After successfully operating their business on Woodward Avenue, above Foran’s Grand Trunk, they were able to purchase the new Corktown space, with its commodious parking lot. The two love urbanity and density, but, in transit-poor Detroit, parking is something they had to grudgingly consider, the better to pack folks in for pop-up dinners and music nights. Best of all, they landed smack in the middle of a neighborhood they love, and they’re making the most of it, aiming to provide a peerless gathering place. Come springtime, their outdoor courtyard should have lovers of wine and music gathered around their outdoor fire.

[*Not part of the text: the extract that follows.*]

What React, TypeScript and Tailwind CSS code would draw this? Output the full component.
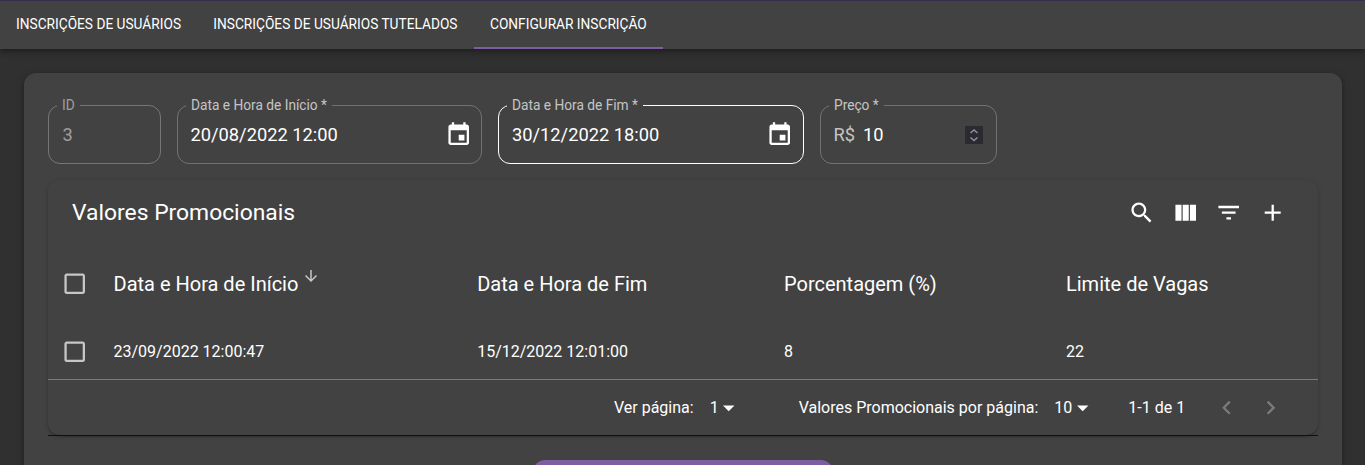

When asked, David agrees with my rough estimation that the new start-ups employ at least 100 people, and the economic activity, even not counting Slows, is in the millions of dollars. “And everything along here is an independent business, which is great.”

I try to catalog all the places we’ve been, let alone all the places we’ve missed that are off the avenue, such as St. Cece’s and Green Dot Stables. All day we’ve heard scuttlebutt on who’s opening what when, including the new Bucharest Grill in the old Great Wall Chinese joint, the deli named Rubbed in a former nail salon, a new bar called UFO Factory down by the old taxi garage. We even hear a new microbrewery is in the works. 

David the third Canadian-born Corktowner we’ve talked to today, and his upbringing in Toronto seems to have left him with a healthy understanding of neighborhood life. “Toronto was full of small, independent businesses, and you did as much shopping as you could three blocks from your house, and you went to the restaurants that were right there,” he says. Speaking of Michigan Avenue today, he says, “There’s more of a neighborhood culture, which didn’t really exist in Corktown before. Now it’s thriving. People are actually walking.” 

Glancing out the window at the dark and cold, he quickly corrects himself: “OK, not today! But people actually walk. They’ll start at one end, just like you did, and they’ll have a drink down there, they’ll have some dinner, they’ll walk up here and have a drink. And that’s great.”